REQUIREMENT:
With the pictures left out, copy the listing below exactly.

DATASET CONTENT:
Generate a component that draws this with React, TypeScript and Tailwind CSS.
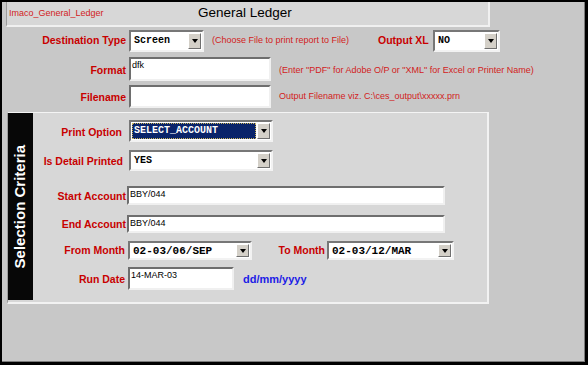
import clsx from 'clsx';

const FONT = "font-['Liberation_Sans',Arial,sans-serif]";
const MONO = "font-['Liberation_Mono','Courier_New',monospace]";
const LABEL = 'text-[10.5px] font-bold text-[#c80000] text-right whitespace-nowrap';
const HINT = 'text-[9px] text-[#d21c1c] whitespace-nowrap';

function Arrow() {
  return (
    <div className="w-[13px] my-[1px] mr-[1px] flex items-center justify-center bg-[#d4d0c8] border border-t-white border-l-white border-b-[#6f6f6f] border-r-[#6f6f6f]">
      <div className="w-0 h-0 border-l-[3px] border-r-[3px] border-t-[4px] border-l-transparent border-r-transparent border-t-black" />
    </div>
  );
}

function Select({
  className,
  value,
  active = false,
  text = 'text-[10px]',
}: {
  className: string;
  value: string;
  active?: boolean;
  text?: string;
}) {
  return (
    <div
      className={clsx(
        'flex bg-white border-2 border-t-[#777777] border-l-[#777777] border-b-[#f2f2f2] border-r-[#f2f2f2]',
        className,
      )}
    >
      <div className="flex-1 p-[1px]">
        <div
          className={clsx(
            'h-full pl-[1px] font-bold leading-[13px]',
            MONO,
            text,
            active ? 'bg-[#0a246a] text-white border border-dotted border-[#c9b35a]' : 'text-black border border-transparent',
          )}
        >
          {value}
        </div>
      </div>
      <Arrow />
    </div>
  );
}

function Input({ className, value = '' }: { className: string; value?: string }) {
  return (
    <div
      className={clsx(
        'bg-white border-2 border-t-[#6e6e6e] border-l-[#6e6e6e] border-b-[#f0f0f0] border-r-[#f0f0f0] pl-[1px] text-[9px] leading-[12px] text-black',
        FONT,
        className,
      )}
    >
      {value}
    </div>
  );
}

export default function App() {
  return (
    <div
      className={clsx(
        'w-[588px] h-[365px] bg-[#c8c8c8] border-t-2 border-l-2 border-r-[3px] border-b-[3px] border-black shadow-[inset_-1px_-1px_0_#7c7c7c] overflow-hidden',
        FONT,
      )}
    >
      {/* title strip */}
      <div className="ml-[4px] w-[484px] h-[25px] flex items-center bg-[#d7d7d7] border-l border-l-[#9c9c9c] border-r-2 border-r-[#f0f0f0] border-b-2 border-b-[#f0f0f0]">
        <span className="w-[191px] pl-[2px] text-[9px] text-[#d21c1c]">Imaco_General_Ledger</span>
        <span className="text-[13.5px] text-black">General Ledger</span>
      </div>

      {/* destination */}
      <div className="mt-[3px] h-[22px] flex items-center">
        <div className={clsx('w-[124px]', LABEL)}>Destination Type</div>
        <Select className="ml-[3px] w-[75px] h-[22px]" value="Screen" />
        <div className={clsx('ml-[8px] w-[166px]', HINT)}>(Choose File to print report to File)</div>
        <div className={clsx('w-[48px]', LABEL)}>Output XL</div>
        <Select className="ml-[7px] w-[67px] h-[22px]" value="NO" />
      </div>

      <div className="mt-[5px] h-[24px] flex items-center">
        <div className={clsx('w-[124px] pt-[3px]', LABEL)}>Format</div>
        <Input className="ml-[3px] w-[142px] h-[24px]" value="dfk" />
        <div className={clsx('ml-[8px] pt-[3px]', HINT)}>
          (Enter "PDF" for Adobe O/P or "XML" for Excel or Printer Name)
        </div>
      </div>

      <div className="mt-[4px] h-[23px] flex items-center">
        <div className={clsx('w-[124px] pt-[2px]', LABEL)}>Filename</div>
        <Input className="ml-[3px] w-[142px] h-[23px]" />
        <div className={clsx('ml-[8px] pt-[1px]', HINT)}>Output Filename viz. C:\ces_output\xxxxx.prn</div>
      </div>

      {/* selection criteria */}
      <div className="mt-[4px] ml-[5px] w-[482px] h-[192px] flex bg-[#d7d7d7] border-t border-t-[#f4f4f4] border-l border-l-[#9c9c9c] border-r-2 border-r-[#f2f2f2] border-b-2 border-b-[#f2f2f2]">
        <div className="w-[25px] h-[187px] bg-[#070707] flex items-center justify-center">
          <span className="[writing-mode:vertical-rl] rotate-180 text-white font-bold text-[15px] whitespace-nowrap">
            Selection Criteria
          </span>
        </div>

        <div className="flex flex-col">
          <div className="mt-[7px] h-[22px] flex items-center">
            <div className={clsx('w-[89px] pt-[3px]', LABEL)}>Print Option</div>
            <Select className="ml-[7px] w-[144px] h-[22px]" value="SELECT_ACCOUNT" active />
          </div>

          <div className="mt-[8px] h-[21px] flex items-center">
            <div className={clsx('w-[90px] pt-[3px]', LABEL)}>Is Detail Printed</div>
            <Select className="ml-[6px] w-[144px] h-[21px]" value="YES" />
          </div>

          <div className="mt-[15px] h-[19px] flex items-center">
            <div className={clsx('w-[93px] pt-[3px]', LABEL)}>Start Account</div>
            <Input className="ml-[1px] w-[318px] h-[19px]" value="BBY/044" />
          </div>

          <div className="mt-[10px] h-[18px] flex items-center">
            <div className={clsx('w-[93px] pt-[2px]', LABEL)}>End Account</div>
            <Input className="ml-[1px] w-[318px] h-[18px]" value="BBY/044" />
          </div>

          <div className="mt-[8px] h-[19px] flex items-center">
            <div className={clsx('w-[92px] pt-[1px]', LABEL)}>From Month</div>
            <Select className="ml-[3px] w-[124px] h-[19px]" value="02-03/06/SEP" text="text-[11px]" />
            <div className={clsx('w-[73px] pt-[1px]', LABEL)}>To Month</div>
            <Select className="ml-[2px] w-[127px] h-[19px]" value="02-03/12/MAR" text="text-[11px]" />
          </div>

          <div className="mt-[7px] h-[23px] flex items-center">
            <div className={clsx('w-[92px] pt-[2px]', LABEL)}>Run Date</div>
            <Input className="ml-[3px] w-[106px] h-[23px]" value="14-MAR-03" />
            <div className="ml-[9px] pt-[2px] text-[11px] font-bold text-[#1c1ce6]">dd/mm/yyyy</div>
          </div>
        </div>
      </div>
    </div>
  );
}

CORRECT RESPONSE:
Generate a component that draws this with React, TypeScript and Tailwind CSS.
import clsx from 'clsx';

const FONT = "font-['Liberation_Sans',Arial,sans-serif]";
const MONO = "font-['Liberation_Mono','Courier_New',monospace]";
const LABEL = 'text-[10.5px] font-bold text-[#c80000] text-right whitespace-nowrap';
const HINT = 'text-[9px] text-[#d21c1c] whitespace-nowrap';

function Arrow() {
  return (
    <div className="w-[13px] my-[1px] mr-[1px] flex items-center justify-center bg-[#d4d0c8] border border-t-white border-l-white border-b-[#6f6f6f] border-r-[#6f6f6f]">
      <div className="w-0 h-0 border-l-[3px] border-r-[3px] border-t-[4px] border-l-transparent border-r-transparent border-t-black" />
    </div>
  );
}

function Select({
  className,
  value,
  active = false,
  text = 'text-[10px]',
}: {
  className: string;
  value: string;
  active?: boolean;
  text?: string;
}) {
  return (
    <div
      className={clsx(
        'flex bg-white border-2 border-t-[#777777] border-l-[#777777] border-b-[#f2f2f2] border-r-[#f2f2f2]',
        className,
      )}
    >
      <div className="flex-1 p-[1px]">
        <div
          className={clsx(
            'h-full pl-[1px] font-bold leading-[13px]',
            MONO,
            text,
            active ? 'bg-[#0a246a] text-white border border-dotted border-[#c9b35a]' : 'text-black border border-transparent',
          )}
        >
          {value}
        </div>
      </div>
      <Arrow />
    </div>
  );
}

function Input({ className, value = '' }: { className: string; value?: string }) {
  return (
    <div
      className={clsx(
        'bg-white border-2 border-t-[#6e6e6e] border-l-[#6e6e6e] border-b-[#f0f0f0] border-r-[#f0f0f0] pl-[1px] text-[9px] leading-[12px] text-black',
        FONT,
        className,
      )}
    >
      {value}
    </div>
  );
}

export default function App() {
  return (
    <div
      className={clsx(
        'w-[588px] h-[365px] bg-[#c8c8c8] border-t-2 border-l-2 border-r-[3px] border-b-[3px] border-black shadow-[inset_-1px_-1px_0_#7c7c7c] overflow-hidden',
        FONT,
      )}
    >
      {/* title strip */}
      <div className="ml-[4px] w-[484px] h-[25px] flex items-center bg-[#d7d7d7] border-l border-l-[#9c9c9c] border-r-2 border-r-[#f0f0f0] border-b-2 border-b-[#f0f0f0]">
        <span className="w-[191px] pl-[2px] text-[9px] text-[#d21c1c]">Imaco_General_Ledger</span>
        <span className="text-[13.5px] text-black">General Ledger</span>
      </div>

      {/* destination */}
      <div className="mt-[3px] h-[22px] flex items-center">
        <div className={clsx('w-[124px]', LABEL)}>Destination Type</div>
        <Select className="ml-[3px] w-[75px] h-[22px]" value="Screen" />
        <div className={clsx('ml-[8px] w-[166px]', HINT)}>(Choose File to print report to File)</div>
        <div className={clsx('w-[48px]', LABEL)}>Output XL</div>
        <Select className="ml-[7px] w-[67px] h-[22px]" value="NO" />
      </div>

      <div className="mt-[5px] h-[24px] flex items-center">
        <div className={clsx('w-[124px] pt-[3px]', LABEL)}>Format</div>
        <Input className="ml-[3px] w-[142px] h-[24px]" value="dfk" />
        <div className={clsx('ml-[8px] pt-[3px]', HINT)}>
          (Enter "PDF" for Adobe O/P or "XML" for Excel or Printer Name)
        </div>
      </div>

      <div className="mt-[4px] h-[23px] flex items-center">
        <div className={clsx('w-[124px] pt-[2px]', LABEL)}>Filename</div>
        <Input className="ml-[3px] w-[142px] h-[23px]" />
        <div className={clsx('ml-[8px] pt-[1px]', HINT)}>Output Filename viz. C:\ces_output\xxxxx.prn</div>
      </div>

      {/* selection criteria */}
      <div className="mt-[4px] ml-[5px] w-[482px] h-[192px] flex bg-[#d7d7d7] border-t border-t-[#f4f4f4] border-l border-l-[#9c9c9c] border-r-2 border-r-[#f2f2f2] border-b-2 border-b-[#f2f2f2]">
        <div className="w-[25px] h-[187px] bg-[#070707] flex items-center justify-center">
          <span className="[writing-mode:vertical-rl] rotate-180 text-white font-bold text-[15px] whitespace-nowrap">
            Selection Criteria
          </span>
        </div>

        <div className="flex flex-col">
          <div className="mt-[7px] h-[22px] flex items-center">
            <div className={clsx('w-[89px] pt-[3px]', LABEL)}>Print Option</div>
            <Select className="ml-[7px] w-[144px] h-[22px]" value="SELECT_ACCOUNT" active />
          </div>

          <div className="mt-[8px] h-[21px] flex items-center">
            <div className={clsx('w-[90px] pt-[3px]', LABEL)}>Is Detail Printed</div>
            <Select className="ml-[6px] w-[144px] h-[21px]" value="YES" />
          </div>

          <div className="mt-[15px] h-[19px] flex items-center">
            <div className={clsx('w-[93px] pt-[3px]', LABEL)}>Start Account</div>
            <Input className="ml-[1px] w-[318px] h-[19px]" value="BBY/044" />
          </div>

          <div className="mt-[10px] h-[18px] flex items-center">
            <div className={clsx('w-[93px] pt-[2px]', LABEL)}>End Account</div>
            <Input className="ml-[1px] w-[318px] h-[18px]" value="BBY/044" />
          </div>

          <div className="mt-[8px] h-[19px] flex items-center">
            <div className={clsx('w-[92px] pt-[1px]', LABEL)}>From Month</div>
            <Select className="ml-[3px] w-[124px] h-[19px]" value="02-03/06/SEP" text="text-[11px]" />
            <div className={clsx('w-[73px] pt-[1px]', LABEL)}>To Month</div>
            <Select className="ml-[2px] w-[127px] h-[19px]" value="02-03/12/MAR" text="text-[11px]" />
          </div>

          <div className="mt-[7px] h-[23px] flex items-center">
            <div className={clsx('w-[92px] pt-[2px]', LABEL)}>Run Date</div>
            <Input className="ml-[3px] w-[106px] h-[23px]" value="14-MAR-03" />
            <div className="ml-[9px] pt-[2px] text-[11px] font-bold text-[#1c1ce6]">dd/mm/yyyy</div>
          </div>
        </div>
      </div>
    </div>
  );
}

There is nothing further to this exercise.